Barry Jones’ What is to Be done – a brief review

I have been a fan of Barry Jones since the ‘Pick-a-Box’ radio quiz days of the 1960s when he won the big prize by naming the individuals in the historic acronym CABAL (look it up). His career as a historian, intellectual, and politician has been outstanding and his appeal to reason meant that he could only progress so far in the field of politics. As Jones points out in his new book What is to Be done: political engagement and saving the planet (Scribe 2020) he has been active in the politics of global warming for many years.

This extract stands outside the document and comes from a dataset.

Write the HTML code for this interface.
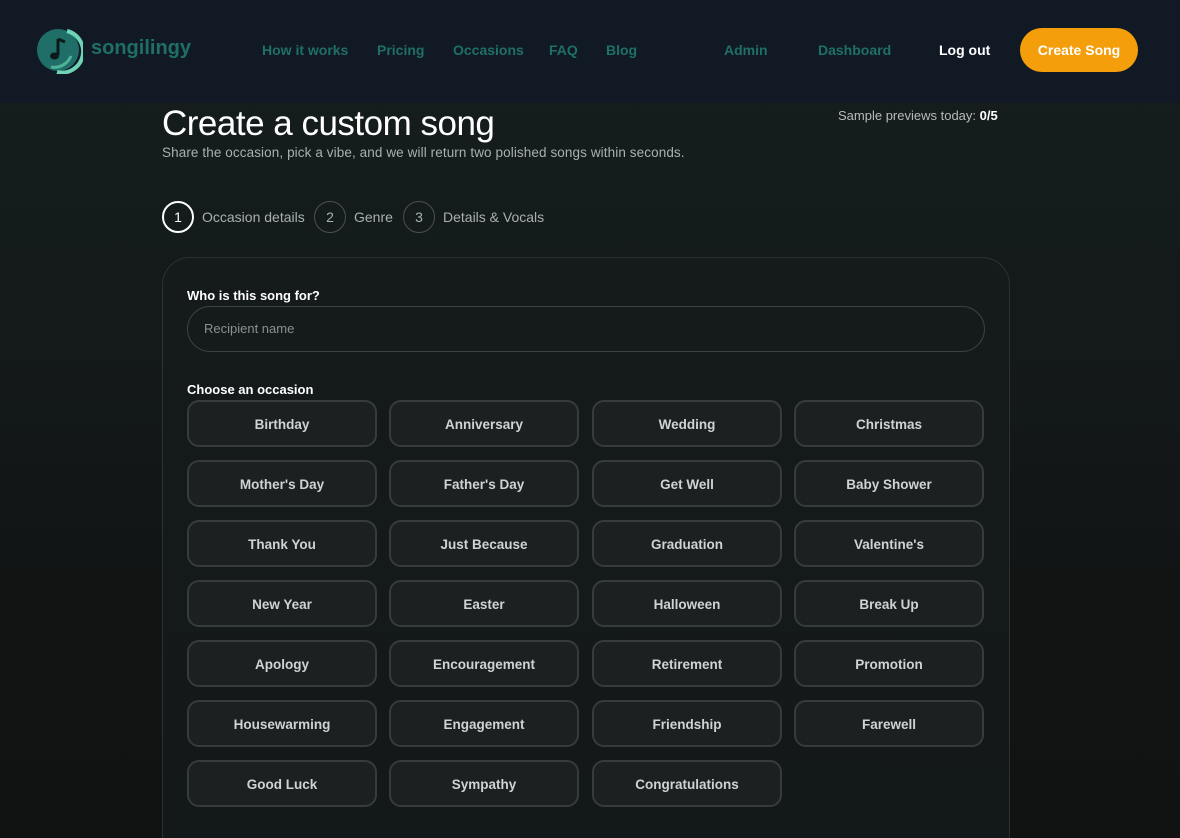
<!DOCTYPE html>
<html style="background:#111212;overflow:hidden"><head><style>
*{box-sizing:border-box;margin:0;padding:0}
html,body{width:1180px;height:838px;overflow:hidden}
body{font-family:"Liberation Sans",sans-serif;background:linear-gradient(180deg,#151e1e 0%,#141a1a 300px,#121414 600px,#111212 838px);color:#eee;position:relative}
.hdr{position:absolute;left:0;top:0;width:1180px;height:103px;background:#111a24;}
.nav a{position:absolute;top:42px;font-size:14px;font-weight:bold;color:#1f6f68;text-decoration:none}
.logo{position:absolute;left:37px;top:26px}
.brand{position:absolute;left:91px;top:37px;font-size:20px;font-weight:bold;color:#1f6f68}
.cta{position:absolute;left:1020px;top:28px;width:118px;height:44px;border-radius:22px;background:#f59e0b;color:#fff;font-size:14px;font-weight:bold;text-align:center;line-height:44px}
h1{position:absolute;left:162px;top:104px;font-size:35px;font-weight:normal;color:#fff;letter-spacing:-0.5px}
.sub{position:absolute;left:162px;top:145px;font-size:13.5px;color:#a9b0b0;letter-spacing:0.1px}
.prev{position:absolute;left:838px;top:108px;font-size:13px;color:#b5bbbb}
.step{position:absolute;top:201px;height:32px;display:flex;align-items:center;font-size:14px;color:#a9b0b0}
.step span.c{width:32px;height:32px;border-radius:50%;border:1px solid #4a5050;display:inline-flex;align-items:center;justify-content:center;margin-right:8px;font-size:14px}
.card{position:absolute;left:162px;top:257px;width:848px;height:620px;border:1px solid #2c3232;border-radius:28px;background:rgba(22,28,28,0.6)}
.lbl{position:absolute;left:187px;font-size:13px;font-weight:bold;color:#fff}
.inp{position:absolute;left:187px;top:306px;width:798px;height:46px;border:1px solid #3b4141;border-radius:23px;padding-left:16px;line-height:44px;font-size:13px;color:#8a9090}
.b{position:absolute;width:190px;height:47px;border:2px solid #363b3b;border-radius:12px;background:#1d2020;color:#cfd3d3;font-size:13.5px;font-weight:bold;text-align:center;line-height:45px}
</style></head><body>
<div class="hdr"></div>
<svg class="logo" width="46" height="48" viewBox="0 0 46 48"><circle cx="21" cy="24" r="21" fill="#1f6f68"/><path d="M30 5 A21 21 0 0 1 20 46" stroke="#6fd3b6" stroke-width="4" fill="none"/><path d="M14 41 A18 18 0 0 0 34 30" stroke="#4fb39a" stroke-width="3" fill="none"/><path d="M21 13 L21 29 M21 13 L28 16" stroke="#0d1a1a" stroke-width="3" fill="none"/><ellipse cx="17.5" cy="30" rx="4.5" ry="3.5" fill="#0d1a1a"/></svg>
<div class="brand">songilingy</div>
<div class="nav">
<a style="left:262px">How it works</a><a style="left:377px">Pricing</a><a style="left:453px">Occasions</a><a style="left:549px">FAQ</a><a style="left:606px">Blog</a><a style="left:724px">Admin</a><a style="left:818px">Dashboard</a><a style="left:939px;color:#fff">Log out</a>
</div>
<div class="cta">Create Song</div>
<h1>Create a custom song</h1>
<div class="sub">Share the occasion, pick a vibe, and we will return two polished songs within seconds.</div>
<div class="prev">Sample previews today: <b style="color:#fff">0/5</b></div>
<div class="step" style="left:162px"><span class="c" style="border:2px solid #fff;color:#fff">1</span>Occasion details</div>
<div class="step" style="left:314px"><span class="c">2</span>Genre</div>
<div class="step" style="left:403px"><span class="c">3</span>Details &amp; Vocals</div>
<div class="card"></div>
<div class="lbl" style="top:288px">Who is this song for?</div>
<div class="inp">Recipient name</div>
<div class="lbl" style="top:382px">Choose an occasion</div>
<div class="b" style="left:187px;top:400px">Birthday</div><div class="b" style="left:389px;top:400px">Anniversary</div><div class="b" style="left:592px;top:400px">Wedding</div><div class="b" style="left:794px;top:400px">Christmas</div>
<div class="b" style="left:187px;top:460px">Mother's Day</div><div class="b" style="left:389px;top:460px">Father's Day</div><div class="b" style="left:592px;top:460px">Get Well</div><div class="b" style="left:794px;top:460px">Baby Shower</div>
<div class="b" style="left:187px;top:520px">Thank You</div><div class="b" style="left:389px;top:520px">Just Because</div><div class="b" style="left:592px;top:520px">Graduation</div><div class="b" style="left:794px;top:520px">Valentine's</div>
<div class="b" style="left:187px;top:580px">New Year</div><div class="b" style="left:389px;top:580px">Easter</div><div class="b" style="left:592px;top:580px">Halloween</div><div class="b" style="left:794px;top:580px">Break Up</div>
<div class="b" style="left:187px;top:640px">Apology</div><div class="b" style="left:389px;top:640px">Encouragement</div><div class="b" style="left:592px;top:640px">Retirement</div><div class="b" style="left:794px;top:640px">Promotion</div>
<div class="b" style="left:187px;top:700px">Housewarming</div><div class="b" style="left:389px;top:700px">Engagement</div><div class="b" style="left:592px;top:700px">Friendship</div><div class="b" style="left:794px;top:700px">Farewell</div>
<div class="b" style="left:187px;top:760px">Good Luck</div><div class="b" style="left:389px;top:760px">Sympathy</div><div class="b" style="left:592px;top:760px">Congratulations</div>
</body></html>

One early appearance, as Minister for Science in the Hawke government, was opening the CSIRO Monash conference on Greenhouse Emissions in 1988.

The book is a wide-ranging approach to the climate question including many personal accounts, often using a historical narrative, and dissecting in detail the malaise of national and international politics. The irrational outbursts of ex-President Trump get plenty of attention and politics is analysed with both insight and humour. Of the 16 chapters only three have climate change in their titles – Chapter 6 the science, Chapter 7 the politics and final chapter “What is to be done: political engagement and climate change.” I particularly like his treatment of the science history of the greenhouse effect naming prominent individuals in the discovery and development of the science –including Fourier, Tyndall, Foote and Arrhenius.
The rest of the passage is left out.